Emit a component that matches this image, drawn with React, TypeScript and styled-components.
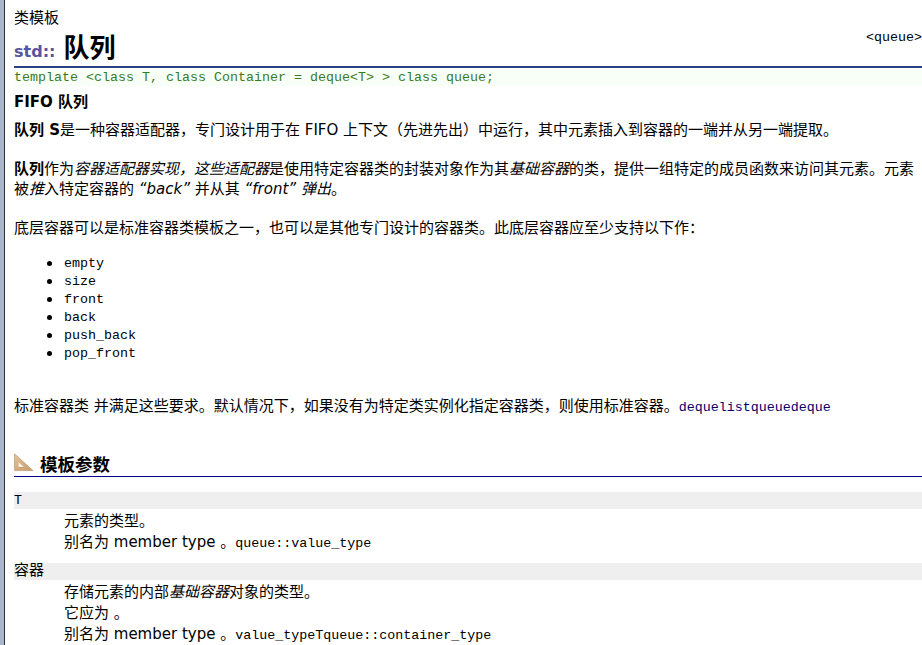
import React from 'react';
import styled, { createGlobalStyle } from 'styled-components';

const SANS = `"DejaVu Sans", "Noto Sans CJK SC", sans-serif`;
const MONO = `"Liberation Mono", "Noto Sans CJK SC", monospace`;

const GlobalStyle = createGlobalStyle`
  html, body {
    margin: 0;
    padding: 0;
    background: #fff;
    overflow: hidden;
  }
`;

const Page = styled.div`
  width: 922px;
  height: 645px;
  overflow: hidden;
  box-sizing: border-box;
  background: #fff;
  border-left: 4px solid #a9b7cc;
  font: 15px/20px ${SANS};
  color: #000;
`;

const Sheet = styled.div`
  height: 100%;
  box-sizing: border-box;
  border-left: 1px solid #333;
  padding: 8px 0 0 9px;
`;

const Kind = styled.div`
  line-height: 20px;
`;

const TitleRow = styled.div`
  display: flex;
  justify-content: space-between;
  height: 38px;
  border-bottom: 2px solid #2b3f85;
`;

const Title = styled.h1`
  margin: 0;
  padding-top: 2px;
  font: bold 26px/36px ${SANS};
`;

const Scope = styled.span`
  font-size: 16px;
  color: #5555a0;
  margin-right: 8px;
`;

const HeaderName = styled.span`
  font: 13.33px/18px ${MONO};
  margin-top: 1px;
`;

const Prototype = styled.pre`
  margin: 0;
  height: 18px;
  background: #f7fff7;
  color: #3c7a1e;
  font: 13.33px/20px ${MONO};
`;

const Lead = styled.div`
  margin-top: 6px;
  font-weight: bold;
  line-height: 20px;
`;

const Para = styled.p<{ $top?: number }>`
  margin: ${({ $top }) => $top ?? 19}px 0 0;
  line-height: 20px;
`;

const Code = styled.code`
  font: 13.33px/18px ${MONO};
`;

const LinkCode = styled(Code)`
  color: #00006b;
`;

const Members = styled.ul`
  margin: 17px 0 0;
  padding: 0 0 0 50px;
  list-style: none;
`;

const Member = styled.li`
  position: relative;
  font: 13.33px/18px ${MONO};

  &::before {
    content: '';
    position: absolute;
    left: -17px;
    top: 6px;
    width: 5px;
    height: 5px;
    border-radius: 50%;
    background: #000;
  }
`;

const Section = styled.h2`
  display: flex;
  align-items: center;
  gap: 6px;
  margin: 37px 0 0;
  height: 22px;
  border-bottom: 1px solid #00008b;
  font: bold 17.5px/22px ${SANS};

  svg {
    margin-top: -6px;
  }
`;

const ParamName = styled.div<{ $top: number; $cjk?: boolean }>`
  margin-top: ${({ $top }) => $top}px;
  height: 17px;
  background: #efefef;
  font: ${({ $cjk }) => ($cjk ? 15 : 13.33)}px/17px ${MONO};
`;

const ParamBody = styled.div`
  margin: 2px 0 0 50px;
  line-height: 21px;
`;

const RulerIcon = () => (
  <svg width="20" height="19" viewBox="0 0 20 19">
    <defs>
      <linearGradient id="wood" x1="0" y1="0" x2="1" y2="1">
        <stop offset="0" stopColor="#e6c49c" />
        <stop offset="1" stopColor="#c39a6b" />
      </linearGradient>
    </defs>
    <path fillRule="evenodd" fill="url(#wood)" stroke="#b58f63" strokeWidth="0.6" d="M0.5 0.8 L19 17.6 L0.5 17.6 Z M4.5 9 L4.5 14 L10 14 Z" />
    <path fill="#f7efe4" d="M4.5 9 L4.5 14 L10 14 Z" />
  </svg>
);

export default function App() {
  return (
    <>
      <GlobalStyle />
      <Page>
        <Sheet>
          <Kind>类模板</Kind>
          <TitleRow>
            <Title><Scope>std::</Scope>队列</Title>
            <HeaderName>&lt;queue&gt;</HeaderName>
          </TitleRow>
          <Prototype>template &lt;class T, class Container = deque&lt;T&gt; &gt; class queue;</Prototype>
          <Lead>FIFO 队列</Lead>
          <Para $top={8}><b>队列 S</b>是一种容器适配器，专门设计用于在 FIFO 上下文（先进先出）中运行，其中元素插入到容器的一端并从另一端提取。</Para>
          <Para><b>队列</b>作为<i>容器适配器实现，这些适配器</i>是使用特定容器类的封装对象作为其<i>基础容器</i>的类，提供一组特定的成员函数来访问其元素。元素被<i>推</i>入特定容器的 <i>“back”</i> 并从其 <i>“front”</i> <i>弹出</i>。</Para>
          <Para>底层容器可以是标准容器类模板之一，也可以是其他专门设计的容器类。此底层容器应至少支持以下作：</Para>
          <Members>
            <Member>empty</Member>
            <Member>size</Member>
            <Member>front</Member>
            <Member>back</Member>
            <Member>push_back</Member>
            <Member>pop_front</Member>
          </Members>
          <Para $top={33}>标准容器类 并满足这些要求。默认情况下，如果没有为特定类实例化指定容器类，则使用标准容器。<LinkCode>dequelistqueuedeque</LinkCode></Para>
          <Section><RulerIcon />模板参数</Section>
          <ParamName $top={15}>T</ParamName>
          <ParamBody>元素的类型。<br />别名为 member type 。<Code>queue::value_type</Code></ParamBody>
          <ParamName $top={10} $cjk>容器</ParamName>
          <ParamBody>存储元素的内部<i>基础容器</i>对象的类型。<br />它应为 。<br />别名为 member type 。<Code>value_typeTqueue::container_type</Code></ParamBody>
        </Sheet>
      </Page>
    </>
  );
}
....................
▸ PROBLEM TO WORK ON
Set down the material above as is, without any pictures.

▸ SOLUTION FOR THIS TASK
Emit a component that matches this image, drawn with React, TypeScript and styled-components.
import React from 'react';
import styled, { createGlobalStyle } from 'styled-components';

const SANS = `"DejaVu Sans", "Noto Sans CJK SC", sans-serif`;
const MONO = `"Liberation Mono", "Noto Sans CJK SC", monospace`;

const GlobalStyle = createGlobalStyle`
  html, body {
    margin: 0;
    padding: 0;
    background: #fff;
    overflow: hidden;
  }
`;

const Page = styled.div`
  width: 922px;
  height: 645px;
  overflow: hidden;
  box-sizing: border-box;
  background: #fff;
  border-left: 4px solid #a9b7cc;
  font: 15px/20px ${SANS};
  color: #000;
`;

const Sheet = styled.div`
  height: 100%;
  box-sizing: border-box;
  border-left: 1px solid #333;
  padding: 8px 0 0 9px;
`;

const Kind = styled.div`
  line-height: 20px;
`;

const TitleRow = styled.div`
  display: flex;
  justify-content: space-between;
  height: 38px;
  border-bottom: 2px solid #2b3f85;
`;

const Title = styled.h1`
  margin: 0;
  padding-top: 2px;
  font: bold 26px/36px ${SANS};
`;

const Scope = styled.span`
  font-size: 16px;
  color: #5555a0;
  margin-right: 8px;
`;

const HeaderName = styled.span`
  font: 13.33px/18px ${MONO};
  margin-top: 1px;
`;

const Prototype = styled.pre`
  margin: 0;
  height: 18px;
  background: #f7fff7;
  color: #3c7a1e;
  font: 13.33px/20px ${MONO};
`;

const Lead = styled.div`
  margin-top: 6px;
  font-weight: bold;
  line-height: 20px;
`;

const Para = styled.p<{ $top?: number }>`
  margin: ${({ $top }) => $top ?? 19}px 0 0;
  line-height: 20px;
`;

const Code = styled.code`
  font: 13.33px/18px ${MONO};
`;

const LinkCode = styled(Code)`
  color: #00006b;
`;

const Members = styled.ul`
  margin: 17px 0 0;
  padding: 0 0 0 50px;
  list-style: none;
`;

const Member = styled.li`
  position: relative;
  font: 13.33px/18px ${MONO};

  &::before {
    content: '';
    position: absolute;
    left: -17px;
    top: 6px;
    width: 5px;
    height: 5px;
    border-radius: 50%;
    background: #000;
  }
`;

const Section = styled.h2`
  display: flex;
  align-items: center;
  gap: 6px;
  margin: 37px 0 0;
  height: 22px;
  border-bottom: 1px solid #00008b;
  font: bold 17.5px/22px ${SANS};

  svg {
    margin-top: -6px;
  }
`;

const ParamName = styled.div<{ $top: number; $cjk?: boolean }>`
  margin-top: ${({ $top }) => $top}px;
  height: 17px;
  background: #efefef;
  font: ${({ $cjk }) => ($cjk ? 15 : 13.33)}px/17px ${MONO};
`;

const ParamBody = styled.div`
  margin: 2px 0 0 50px;
  line-height: 21px;
`;

const RulerIcon = () => (
  <svg width="20" height="19" viewBox="0 0 20 19">
    <defs>
      <linearGradient id="wood" x1="0" y1="0" x2="1" y2="1">
        <stop offset="0" stopColor="#e6c49c" />
        <stop offset="1" stopColor="#c39a6b" />
      </linearGradient>
    </defs>
    <path fillRule="evenodd" fill="url(#wood)" stroke="#b58f63" strokeWidth="0.6" d="M0.5 0.8 L19 17.6 L0.5 17.6 Z M4.5 9 L4.5 14 L10 14 Z" />
    <path fill="#f7efe4" d="M4.5 9 L4.5 14 L10 14 Z" />
  </svg>
);

export default function App() {
  return (
    <>
      <GlobalStyle />
      <Page>
        <Sheet>
          <Kind>类模板</Kind>
          <TitleRow>
            <Title><Scope>std::</Scope>队列</Title>
            <HeaderName>&lt;queue&gt;</HeaderName>
          </TitleRow>
          <Prototype>template &lt;class T, class Container = deque&lt;T&gt; &gt; class queue;</Prototype>
          <Lead>FIFO 队列</Lead>
          <Para $top={8}><b>队列 S</b>是一种容器适配器，专门设计用于在 FIFO 上下文（先进先出）中运行，其中元素插入到容器的一端并从另一端提取。</Para>
          <Para><b>队列</b>作为<i>容器适配器实现，这些适配器</i>是使用特定容器类的封装对象作为其<i>基础容器</i>的类，提供一组特定的成员函数来访问其元素。元素被<i>推</i>入特定容器的 <i>“back”</i> 并从其 <i>“front”</i> <i>弹出</i>。</Para>
          <Para>底层容器可以是标准容器类模板之一，也可以是其他专门设计的容器类。此底层容器应至少支持以下作：</Para>
          <Members>
            <Member>empty</Member>
            <Member>size</Member>
            <Member>front</Member>
            <Member>back</Member>
            <Member>push_back</Member>
            <Member>pop_front</Member>
          </Members>
          <Para $top={33}>标准容器类 并满足这些要求。默认情况下，如果没有为特定类实例化指定容器类，则使用标准容器。<LinkCode>dequelistqueuedeque</LinkCode></Para>
          <Section><RulerIcon />模板参数</Section>
          <ParamName $top={15}>T</ParamName>
          <ParamBody>元素的类型。<br />别名为 member type 。<Code>queue::value_type</Code></ParamBody>
          <ParamName $top={10} $cjk>容器</ParamName>
          <ParamBody>存储元素的内部<i>基础容器</i>对象的类型。<br />它应为 。<br />别名为 member type 。<Code>value_typeTqueue::container_type</Code></ParamBody>
        </Sheet>
      </Page>
    </>
  );
}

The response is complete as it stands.